Some arguments can be made for using them to encapsulate the "message" being passed from a controller to a service. I say "message" in the sense of OOP where objects pass messages. By using a command object you are defining a contract between the controller and the service. Also this contract can be re-used by other interfaces beyond controllers (e.g. ESB). –  Joshua Moore Sep 29 '11 at 14:55
    
I was more curious about this particular case. The statement Number of such classes have exploded, 1 created for each of the action of the application. indicates to me that there may be some capabilities of Grails that may help fix the problem more fundamentally. –  proflux Sep 29 '11 at 16:53
1  
@proflux We have lots of ajax requests coming in to various actions. They do not necessarily operate on a single domain. So to validate and also to have some standard 'message' (Like Joshua mentioned) sent between the controller and Service we started putting in command Objects. But as the application grew, The number of CommandObjects keeps growing.

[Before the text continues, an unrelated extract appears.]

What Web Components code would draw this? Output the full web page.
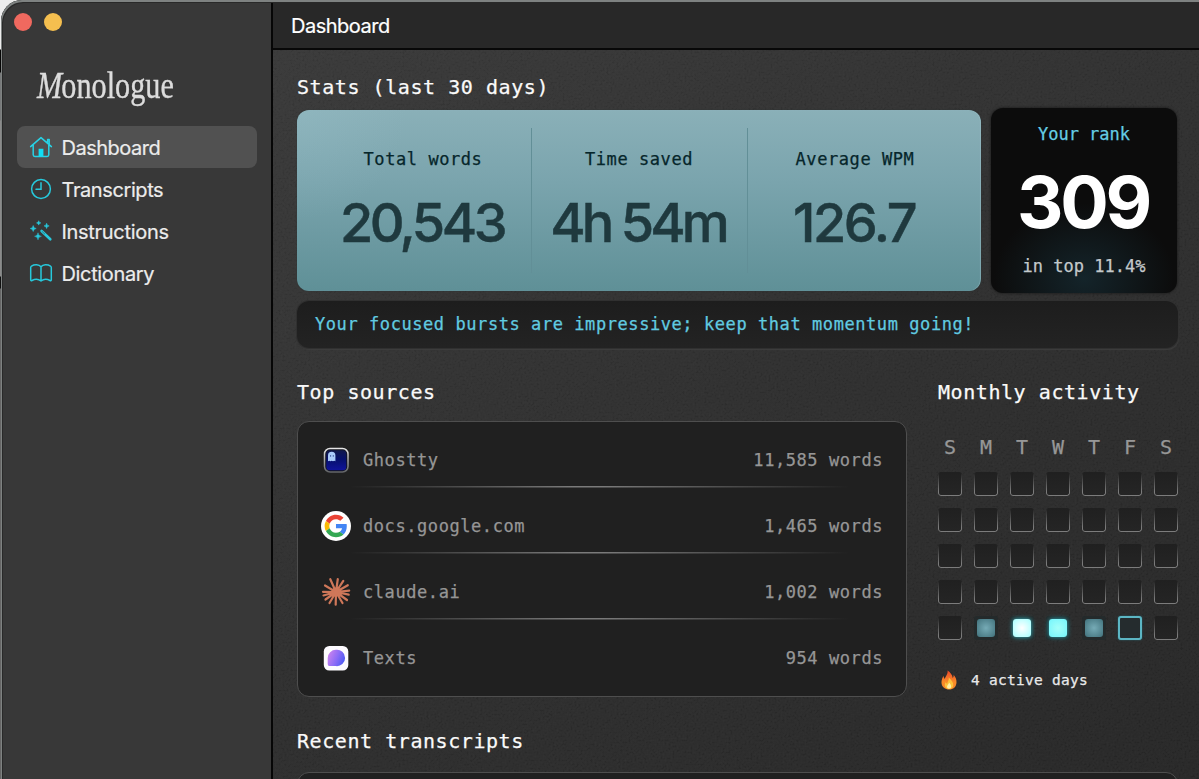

So I was thinking may be there is a better approach. –  Karthick AK Sep 29 '11 at 18:12

1 Answer 1

up vote 3 down vote accepted

It's a pretty common practice to place the command object classes within the same .groovy file as the controller (after the controller class). This will help cut down on the number of files you have to manage. Otherwise, you are following best practices (from what you have described).